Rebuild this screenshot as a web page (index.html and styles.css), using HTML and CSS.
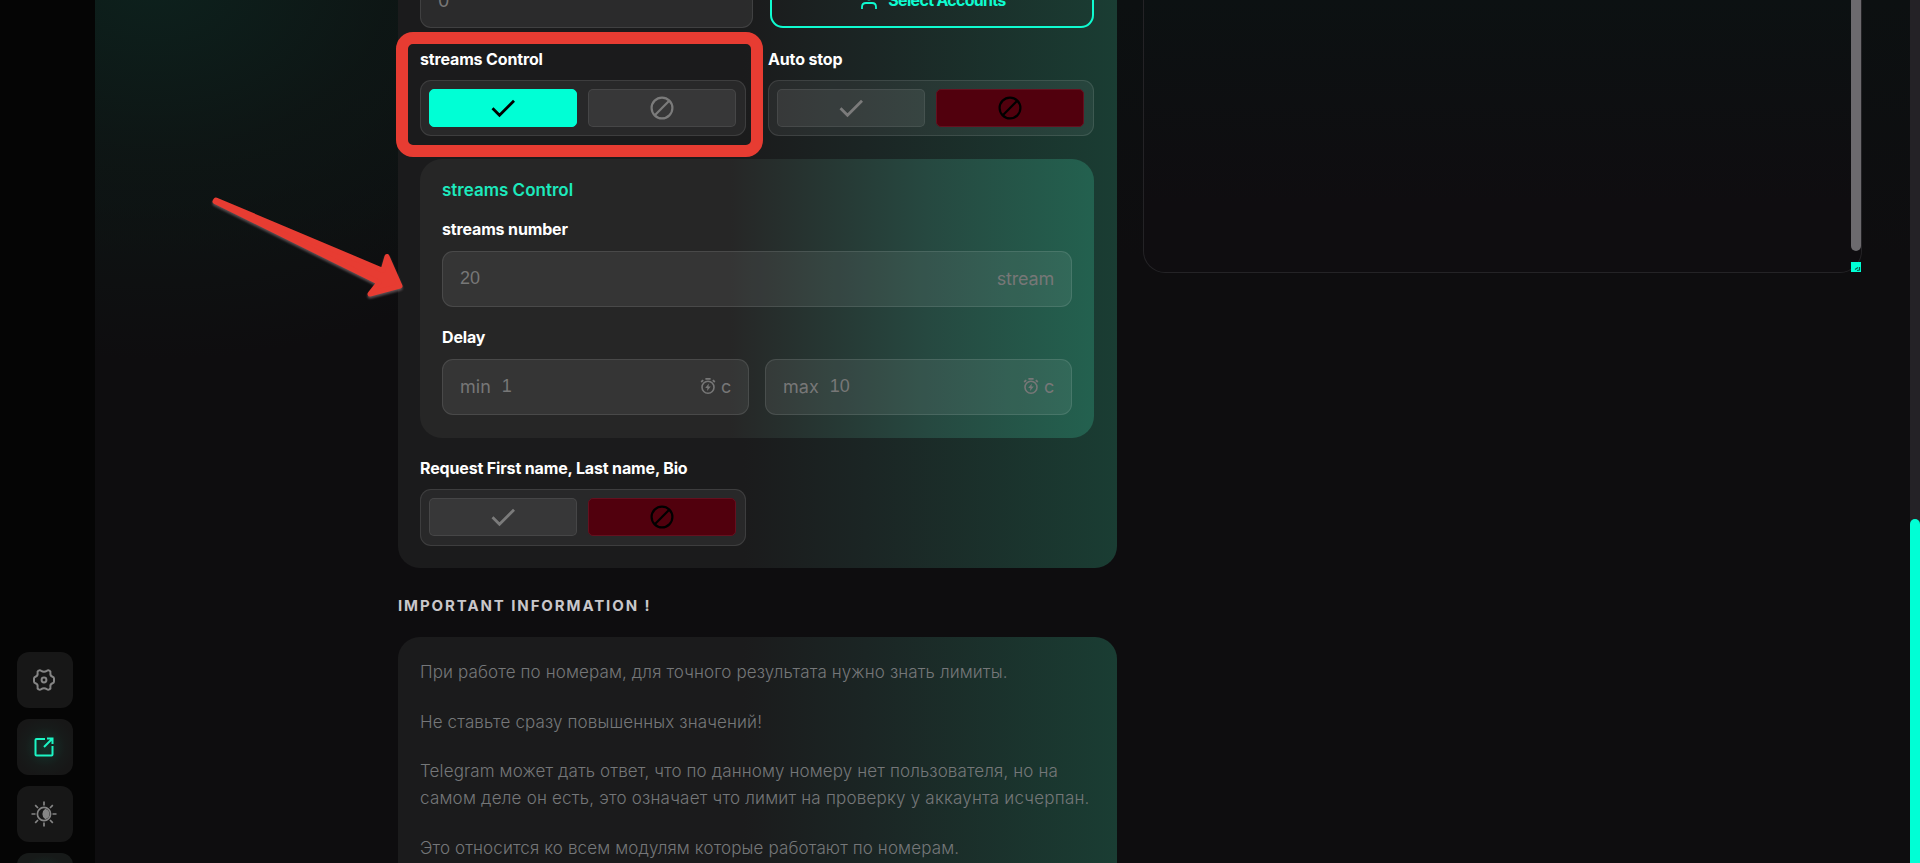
FILE: index.html
```html
<!DOCTYPE html>
<html lang="en">
  <head>
    <meta charset="UTF-8" />
    <meta name="viewport" content="width=device-width, initial-scale=1.0" />
    <title>Streams Control</title>
    <link rel="stylesheet" href="styles.css">
  </head>
  <body>
    <svg class="defs" width="0" height="0">
      <symbol id="check" viewBox="0 0 24 24">
        <path d="M1.5 12.2l7 7L23 4.8" fill="none" stroke="currentColor" stroke-width="2.8" />
      </symbol>
      <symbol id="ban" viewBox="0 0 24 24">
        <circle cx="12" cy="12" r="10.4" fill="none" stroke="currentColor" stroke-width="2.2" />
        <path d="M4.8 19.2L19.2 4.8" stroke="currentColor" stroke-width="2.2" />
      </symbol>
      <symbol id="timer" viewBox="0 0 16 18">
        <circle cx="8" cy="10.3" r="6" fill="none" stroke="currentColor" stroke-width="1.6" />
        <path d="M5.4 1.8h5.2M1.2 5l2-1.8M14.8 5l-2-1.8" stroke="currentColor" stroke-width="1.8" />
        <path d="M8.8 6.6L5.2 11h2.2l-.3 3 3.7-4.4H8.5z" fill="currentColor" />
      </symbol>
    </svg>

    <div class="app">
      <aside class="sidebar">
        <button class="side-btn">
          <svg width="24" height="24" viewBox="0 0 24 24" fill="none" stroke="currentColor" stroke-width="2">
            <path d="M14.800 2.800Q16.200 1.800 17.500 2.700Q18.900 3.600 18.400 5.200Q18 7.900 20.500 8.700Q22 9.200 22 10.500V13.500Q22 14.800 20.500 15.300Q18 16.100 18.400 18.800Q18.900 20.400 17.500 21.300Q16.200 22.200 14.800 21.200Q12 19.300 9.200 21.200Q7.800 22.200 6.500 21.300Q5.100 20.400 5.600 18.800Q6 16.100 3.500 15.300Q2 14.800 2 13.500V10.500Q2 9.200 3.500 8.700Q6 7.900 5.600 5.200Q5.100 3.600 6.500 2.700Q7.800 1.800 9.200 2.800Q12 4.700 14.800 2.800Z" />
            <circle cx="12" cy="12" r="2.400" />
          </svg>
        </button>
        <button class="side-btn active">
          <svg width="20" height="20" viewBox="0 0 20 20" fill="none" stroke="currentColor" stroke-width="2">
            <path d="M11 2H2.500Q1.500 2 1.500 3V17.500Q1.500 18.500 2.500 18.500H17.500Q18.500 18.500 18.500 17.500V9" />
            <path d="M10 10L18 2M13 1.500H18.500V7" />
          </svg>
        </button>
        <button class="side-btn">
          <svg width="26" height="26" viewBox="0 0 26 26" fill="none" stroke="currentColor" stroke-width="1.700">
            <circle cx="13" cy="13" r="6.600" />
            <path d="M13 .5v4M13 21.500v4M.5 13h4M21.500 13h4M4.200 4.200L7 7M19 19l2.800 2.800M4.200 21.800L7 19M19 7l2.800-2.800" />
            <path d="M14.500 8.800a4.400 4.400 0 0 1 0 8.400c-3-1.600-3-6.800 0-8.400z" fill="currentColor" />
          </svg>
        </button>
        <button class="side-btn glow"></button>
      </aside>

      <main class="content">
        <section class="form-col">
          <div class="card form-card">
            <div class="row top-row">
              <div class="input">0</div>
              <button class="select-btn">
                <svg width="16" height="20" viewBox="0 0 16 20" fill="none" stroke="currentColor" stroke-width="1.800">
                  <circle cx="8" cy="5.500" r="4" />
                  <path d="M1 19v-2q0-4 4-4h6q4 0 4 4v2" />
                </svg>
                Select Accounts
              </button>
            </div>

            <div class="row toggles">
              <div class="field marked">
                <div class="label">streams Control</div>
                <div class="switch">
                  <button class="opt on"><svg><use href="#check" /></svg></button>
                  <button class="opt"><svg><use href="#ban" /></svg></button>
                </div>
              </div>
              <div class="field">
                <div class="label">Auto stop</div>
                <div class="switch">
                  <button class="opt"><svg><use href="#check" /></svg></button>
                  <button class="opt off"><svg><use href="#ban" /></svg></button>
                </div>
              </div>
            </div>

            <div class="sub-card">
              <div class="sub-title">streams Control</div>
              <div class="label">streams number</div>
              <div class="input">
                <span class="value">20</span>
                <span class="unit">stream</span>
              </div>
              <div class="label label-delay">Delay</div>
              <div class="delay">
                <div class="input">
                  <span class="prefix">min</span>
                  <span class="value">1</span>
                  <span class="unit"><svg class="timer"><use href="#timer" /></svg>c</span>
                </div>
                <div class="input">
                  <span class="prefix">max</span>
                  <span class="value">10</span>
                  <span class="unit"><svg class="timer"><use href="#timer" /></svg>c</span>
                </div>
              </div>
            </div>

            <div class="field request">
              <div class="label">Request First name, Last name, Bio</div>
              <div class="switch">
                <button class="opt"><svg><use href="#check" /></svg></button>
                <button class="opt off"><svg><use href="#ban" /></svg></button>
              </div>
            </div>
          </div>

          <h2>IMPORTANT INFORMATION !</h2>

          <div class="card info">
            <p>При работе по номерам, для точного результата нужно знать лимиты.</p>
            <p>Не ставьте сразу повышенных значений!</p>
            <p>Telegram может дать ответ, что по данному номеру нет пользователя, но на<br><span class="wide">самом деле он есть, это означает что лимит на проверку у аккаунта исчерпан.</span></p>
            <p>Это относится ко всем модулям которые работают по номерам.</p>
          </div>
        </section>

        <section class="log">
          <div class="log-thumb"></div>
          <div class="log-corner">
            <svg width="10" height="10" viewBox="0 0 10 10"><path d="M4 7.500L7 5.500M6 8.500L8.500 8V5" fill="none" stroke="#0b5a48" stroke-width="1.200" /></svg>
          </div>
        </section>
      </main>

      <div class="page-scroll"><div class="page-thumb"></div></div>
    </div>

    <!-- arrow pointing at the streams block -->
    <svg class="arrow" width="200" height="110" viewBox="0 0 200 110">
      <path d="M6 7L173 77.500L177 63.500L190 93L160 101L169 89.500L5 8.500Z" stroke-width="5" stroke-linejoin="round" />
    </svg>
  </body>
</html>
```
FILE: styles.css
```css
*,
*::before {
  box-sizing: border-box;
}

body {
  margin: 0;
  height: 863px;
  overflow: hidden;
  background: #0e0d0f;
  color: #fff;
  font-family: Inter, "Open Sans", sans-serif;
}

button {
  border: none;
  padding: 0;
  font-family: inherit;
}

.defs {
  position: absolute;
}

.app {
  display: flex;
  height: 863px;
  overflow: hidden;
}

/* sidebar */
.sidebar {
  width: 95px;
  flex: none;
  padding: 652px 0 0 17px;
  display: flex;
  flex-direction: column;
  gap: 11px;
  background: #050505;
  overflow: hidden;
}

.side-btn {
  width: 56px;
  height: 56px;
  flex: none;
  padding-right: 2px;
  border-radius: 12px;
  background: #171717;
  color: #858585;
  display: flex;
  align-items: center;
  justify-content: center;
}

.side-btn.active {
  color: #1cf5c4;
  background: radial-gradient(circle, #14332b 0, #171b1a 50%, #171717 75%);
}

.side-btn.glow {
  background: radial-gradient(circle, #14332b 0, #171a19 65%);
}

.content {
  flex: 1;
  display: flex;
  align-items: flex-start;
  padding-left: 303px;
  background: radial-gradient(ellipse 520px 380px at 60px -20px, #0d211d 0, rgba(14, 24, 22, 0.75) 45%, rgba(14, 13, 15, 0) 100%),
    linear-gradient(#0c1011, #0e0d0f 30%);
}

/* form */
.form-col {
  width: 719px;
  flex: none;
}

.card {
  background: linear-gradient(90deg, #1b1b1c 48%, #1b2524 65%, #1a3d33);
}

.form-card {
  display: flow-root;
  height: 568px;
  padding: 0 23px 0 22px;
  border-radius: 0 0 22px 22px;
}

.row {
  display: flex;
  justify-content: space-between;
}

.top-row {
  margin-top: -28px;
}

.top-row .input {
  width: 333px;
}

.input {
  height: 56px;
  padding: 0 17px;
  border: 1px solid rgba(255, 255, 255, 0.1);
  border-radius: 11px;
  background: rgba(255, 255, 255, 0.07);
  color: #777;
  font-size: 18px;
  display: flex;
  align-items: center;
}

.select-btn {
  width: 324px;
  height: 56px;
  padding-left: 3px;
  border: 2px solid #0ffbd0;
  border-radius: 13px;
  background: none;
  color: #0ffbd0;
  font-size: 16px;
  font-weight: 700;
  letter-spacing: -0.7px;
  display: flex;
  align-items: center;
  justify-content: center;
  gap: 11px;
}

.field {
  position: relative;
  width: 326px;
}

.toggles {
  padding-top: 20px;
}

/* red frame around the field */
.marked::before {
  content: "";
  position: absolute;
  left: -24px;
  top: -16px;
  width: 367px;
  height: 125px;
  border: 12px solid #e73c32;
  border-radius: 17px;
}

.label {
  height: 32px;
  line-height: 23px;
  font-size: 16px;
  font-weight: 700;
  letter-spacing: -0.15px;
  white-space: nowrap;
}

.switch {
  height: 56px;
  padding: 8px;
  border: 1px solid rgba(255, 255, 255, 0.1);
  border-radius: 11px;
  background: rgba(255, 255, 255, 0.06);
  display: flex;
  gap: 11px;
}

.opt {
  width: 148px;
  height: 38px;
  border: 1px solid rgba(255, 255, 255, 0.08);
  border-radius: 5px;
  background: rgba(255, 255, 255, 0.07);
  color: #7b7b7b;
  display: flex;
  align-items: center;
  justify-content: center;
}

.opt svg {
  width: 24px;
  height: 24px;
}

.opt.on {
  background: #00ffd5;
  border-color: #00ffd5;
  color: #000;
}

.opt.off {
  background: #51000d;
  border-color: #65101f;
  color: #000;
}

.sub-card {
  height: 279px;
  margin-top: 23px;
  padding: 19px 22px 0;
  border-radius: 22px;
  background: linear-gradient(90deg, #262626 46%, #264840 75%, #23614f);
}

.sub-title {
  height: 40px;
  line-height: 24px;
  font-size: 17px;
  font-weight: 600;
  color: #1de9bd;
}

.sub-card .label {
  height: 33px;
}

.sub-card .label-delay {
  margin-top: 19px;
}

.prefix {
  margin: -2px 11px 0 0;
}

.value {
  margin-top: -2px;
  font-family: "Liberation Sans", Arial, sans-serif;
}

.unit {
  margin: -2px 0 0 auto;
  display: flex;
  align-items: center;
  letter-spacing: -0.2px;
}

.timer {
  width: 16px;
  height: 18px;
  margin-right: 5px;
}

.delay {
  display: grid;
  grid-template-columns: 1fr 1fr;
  gap: 16px;
}

.request {
  margin-top: 19px;
}

.request .switch {
  height: 57px;
}

h2 {
  margin: 27px 0 20px;
  line-height: 22px;
  font-size: 15px;
  font-weight: 700;
  letter-spacing: 1.9px;
  color: #c9c7ca;
}

.info {
  height: 300px;
  padding: 22px;
  border-radius: 22px;
}

.info p {
  margin: 0 0 22.5px;
  line-height: 27px;
  font-size: 17px;
  font-weight: 300;
  letter-spacing: 0.12px;
  color: #757779;
  white-space: nowrap;
}

.info .wide {
  letter-spacing: 0.21px;
}

/* log panel */
.log {
  position: relative;
  width: 719px;
  height: 273px;
  margin-left: 26px;
  border: 1px solid #242326;
  border-top: none;
  border-radius: 0 0 22px 22px;
  background: linear-gradient(#0c1112, #0f0d10 75%);
}

.log-thumb {
  position: absolute;
  top: 0;
  right: 0;
  width: 10px;
  height: 251px;
  border-radius: 0 0 5px 5px;
  background: #6c6a6e;
}

.log-corner {
  position: absolute;
  right: 0;
  bottom: 0;
  width: 10px;
  height: 10px;
  background: #00ffd5;
}

.log-corner svg {
  display: block;
}

.page-scroll {
  width: 10px;
  flex: none;
  padding-top: 519px;
  background: #242226;
}

.page-thumb {
  height: 344px;
  border-radius: 5px 5px 0 0;
  background: #00ffd5;
}

.arrow {
  position: absolute;
  left: 210px;
  top: 193px;
  fill: #e73c32;
  stroke: #e73c32;
  filter: drop-shadow(0 2px 1px rgba(140, 120, 125, 0.6));
}
```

....

GIVEN TASK:
List all lines above in which the string "page" appears.

RESULT:
Rebuild this screenshot as a web page (index.html and styles.css), using HTML and CSS.
      <div class="page-scroll"><div class="page-thumb"></div></div>
.page-scroll {
.page-thumb {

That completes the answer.